David Solomon, who is a dance music DJ outside his day job, was one of the acts organisers announced on Tuesday.
The 60-year-old, who is one of the last listed on the festival's line-up, said he was excited to play the event.
Goldman Sachs declined to comment on the gig.
Mr Solomon, who joined Goldman in 1999, shared the news of the gig, which typically draws about 400,000 people, on Instagram.
The banker, who earned $35m last year, said proceeds would benefit non-profit organisations focused on tackling addiction.
Mr Solomon started DJing in 2015 and founded his own record label in 2018 - the same year Goldman named him chief executive.
He has collaborated with Grammy winners and performed on other stages including a party hosted by Sports Illustrated in January. He released his latest track Heatwave in February, which his label describes as a "piano house" with "funkier UK" influences.
In a podcast last year, he said making music helped him relax - and despite some telling him it posed a risk for his banking career, he didn't see a need to stop performing.
"I thought about it and I said, 'I enjoy this, I'm not doing anything wrong, I'm not breaking any laws, I'm having fun,'" he said. "Why should I stop doing something I'm really enjoying?"

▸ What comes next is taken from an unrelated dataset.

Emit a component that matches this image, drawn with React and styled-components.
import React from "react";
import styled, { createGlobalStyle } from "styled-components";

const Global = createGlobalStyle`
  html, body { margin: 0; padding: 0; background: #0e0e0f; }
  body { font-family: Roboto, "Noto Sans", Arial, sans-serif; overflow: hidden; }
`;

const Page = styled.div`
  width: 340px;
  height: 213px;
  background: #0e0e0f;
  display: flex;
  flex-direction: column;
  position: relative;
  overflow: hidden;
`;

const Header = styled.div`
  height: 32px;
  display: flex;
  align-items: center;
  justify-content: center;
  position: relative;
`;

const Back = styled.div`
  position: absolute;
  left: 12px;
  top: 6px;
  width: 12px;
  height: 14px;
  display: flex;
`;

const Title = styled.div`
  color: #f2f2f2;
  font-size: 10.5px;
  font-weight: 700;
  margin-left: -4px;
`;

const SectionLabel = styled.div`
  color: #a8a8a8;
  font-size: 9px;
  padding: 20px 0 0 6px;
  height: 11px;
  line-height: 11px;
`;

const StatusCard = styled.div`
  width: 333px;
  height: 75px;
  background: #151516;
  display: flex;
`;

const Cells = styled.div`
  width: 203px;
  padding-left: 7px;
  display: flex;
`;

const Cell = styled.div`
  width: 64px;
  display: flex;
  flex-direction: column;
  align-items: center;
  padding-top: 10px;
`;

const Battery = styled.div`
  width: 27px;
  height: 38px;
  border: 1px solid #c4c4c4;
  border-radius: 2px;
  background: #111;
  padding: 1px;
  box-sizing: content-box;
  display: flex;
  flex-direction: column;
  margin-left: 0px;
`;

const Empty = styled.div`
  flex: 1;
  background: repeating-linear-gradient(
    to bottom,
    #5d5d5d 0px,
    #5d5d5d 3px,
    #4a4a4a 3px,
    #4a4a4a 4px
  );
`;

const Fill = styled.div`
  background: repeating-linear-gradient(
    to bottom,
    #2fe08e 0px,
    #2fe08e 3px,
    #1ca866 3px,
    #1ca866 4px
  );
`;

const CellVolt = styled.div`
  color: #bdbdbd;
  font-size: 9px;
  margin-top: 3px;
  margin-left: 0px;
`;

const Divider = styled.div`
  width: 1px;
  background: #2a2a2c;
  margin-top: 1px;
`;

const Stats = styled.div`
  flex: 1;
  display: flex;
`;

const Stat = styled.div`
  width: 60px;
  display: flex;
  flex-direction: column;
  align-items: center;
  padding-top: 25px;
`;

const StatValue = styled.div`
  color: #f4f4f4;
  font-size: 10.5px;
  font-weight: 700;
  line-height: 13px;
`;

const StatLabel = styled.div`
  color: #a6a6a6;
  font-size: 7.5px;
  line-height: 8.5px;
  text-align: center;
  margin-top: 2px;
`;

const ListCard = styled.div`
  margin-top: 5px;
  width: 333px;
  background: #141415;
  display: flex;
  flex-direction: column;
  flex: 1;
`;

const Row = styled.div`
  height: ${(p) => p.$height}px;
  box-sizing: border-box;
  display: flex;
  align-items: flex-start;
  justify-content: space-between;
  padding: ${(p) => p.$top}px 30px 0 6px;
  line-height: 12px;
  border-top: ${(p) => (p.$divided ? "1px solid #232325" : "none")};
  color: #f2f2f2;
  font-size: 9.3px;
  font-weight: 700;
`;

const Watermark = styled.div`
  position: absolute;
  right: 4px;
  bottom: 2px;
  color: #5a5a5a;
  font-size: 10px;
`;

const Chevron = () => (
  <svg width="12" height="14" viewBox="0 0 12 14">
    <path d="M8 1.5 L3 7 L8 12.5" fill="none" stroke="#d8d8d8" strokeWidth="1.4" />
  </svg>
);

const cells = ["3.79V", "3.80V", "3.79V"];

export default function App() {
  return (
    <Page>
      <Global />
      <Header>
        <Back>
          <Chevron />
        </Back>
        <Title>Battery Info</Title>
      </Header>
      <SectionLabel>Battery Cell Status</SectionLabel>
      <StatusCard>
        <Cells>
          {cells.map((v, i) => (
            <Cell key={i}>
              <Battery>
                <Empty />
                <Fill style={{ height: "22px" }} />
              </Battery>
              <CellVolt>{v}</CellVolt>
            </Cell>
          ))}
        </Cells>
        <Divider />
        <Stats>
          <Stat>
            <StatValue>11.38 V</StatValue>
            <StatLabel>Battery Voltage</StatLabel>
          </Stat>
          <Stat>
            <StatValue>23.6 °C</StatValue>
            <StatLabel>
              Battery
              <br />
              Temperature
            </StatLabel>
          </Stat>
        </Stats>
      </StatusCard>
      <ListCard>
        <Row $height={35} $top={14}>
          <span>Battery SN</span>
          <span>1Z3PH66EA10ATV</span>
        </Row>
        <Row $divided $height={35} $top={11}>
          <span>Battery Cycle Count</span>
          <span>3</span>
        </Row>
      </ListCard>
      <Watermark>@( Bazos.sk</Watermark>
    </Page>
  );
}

The hobby has landed him in hot water at times. For example, in 2020 he appeared at a charity event in New York later investigated for violating social distancing guidelines.
Social media reaction was mixed, ranging from congratulatory to incredulous outrage that one of the most powerful bankers in the world should be offered a second stage.
"Super cool!" commented Damian Pelliccione, co-founder of Queer TV network Revry, on Mr Solomon's Instagram page. "You inspire me!"
But DJ Joe Nice, known for his dubstep music, said Lollapalooza organisers should be ashamed.
"Goldman Sachs generated record profits in 2021 during a pandemic where millions of Americans lost their jobs, health insurance, life savings, and homes," he wrote. "When David Solomon "DJ D-Sol" takes the stage, walk out."
New figures show that the average bonus for New York bankers in 2021 jumped by 20% on the previous year to a record $257,000 (£195,000) as Wall Street banks reported strong profits.
The Office of the New York Comptroller said the rise was higher than an expected 15.7% increase. The total bankers' bonus pool for 2021 swelled by 21% to $45bn.
But New York comptroller Thomas DiNapoli said: "Recent events are likely to drive near-term profitability and bonuses lower.
"Markets are turbulent as other sectors' recovery remains sluggish and uneven, and Russia wages an inexcusable war on Ukraine's freedom.